REPUBLIKA.CO.ID,Butiran legam itu pada suatu masa adalah permata bagi perusahaan multinasional (MNC) Belanda, VOC. Perdagangan kopi dunia pada awal abad ke-17 menggiurkan bagi VOC yang kemudian mempunyai ide untuk menanam kopi di nusantara.
Pada 1699, VOC mengirimkan bibit kopi ke Pulau Jawa untuk ditanam di Sukabumi dan Bogor. Saat itu, jenis kopi yang dikembangkan di Indonesia adalah jenis arabica yang didatangkan langsung dari Yaman.
Beberapa tahun sesudahnya, tepatnya pada 1711, VOC pertama kalinya mengekspor kopi ke daratan Eropa daratan, berkat sistem tanam paksa yang memakan ribuan korban jiwa.
Karena otak dagang VOC, Indonesia hingga kini menjadi penghasil kopi yang dikenal di dunia. Hingga kini, Indonesia adalah penghasil kopi terbesar ketiga di dunia setelah Brasil dan Vietnam. Karena kontribusi kopi nusantara pula, VOC mampu memonopoli perdagangan global kopi pada kurun 1725- 1780.
Pada 1860, Douwes Dekker dalam buku Max Havelaar and The Coffee Auctions of The Dutch Trading Company membelalakkan publik Eropa dengan membeberkan praktik perkebunan kopi di Indonesia. Tetapi, sat itu dilema bagi Pemerintah Belanda. Konon, pada satu masa, kontribusi perdagangan komoditas kopi dari wilayah Hindia Belanda menyumbang sampai 30 persen dari produk domestik bruto (PDB) Kerajaan Belanda.

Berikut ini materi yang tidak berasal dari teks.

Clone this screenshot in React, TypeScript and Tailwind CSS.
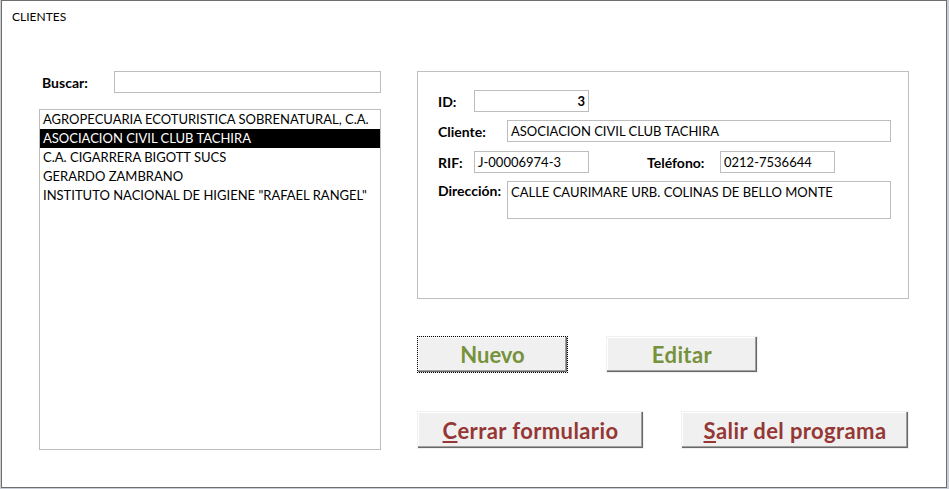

Pada permulaan abad ke-20 perkebunan kopi di Indonesia mulai terserang hama dan hampir memusnahkan seluruh tanaman kopi. Akhirnya, pemerintah penjajahan Belanda memutuskan untuk mencoba menggantinya dengan jenis kopi yang lebih kuat terhadap serangan penyakit, yaitu kopi liberika dan ekselsa.
Sebelum Perang Dunia II, di Jawa Tengah terdapat jalur rel kereta api yang digunakan untuk mengangkut kopi, gula, merica, teh, dan tembakau ke Semarang untuk kemudian diangkut dengan kapal laut. Kopi yang ditanam di Jawa Tengah umumnya adalah kopi arabica.
Di daerah pegunungan dari Jember hingga Banyuwangi terdapat banyak perkebunan kopi arabica dan robusta. Kopi robusta tumbuh di daerah rendah sedangkan kopi arabica tumbuh di daerah tinggi. Setelah kemerdekaan, banyak perkebunan kopi yang diambil alih oleh pemerintah yang baru atau ditinggalkan. Saat ini, sekitar 92 persen produksi kopi berada di bawah petani-petani kecil atau koperasi.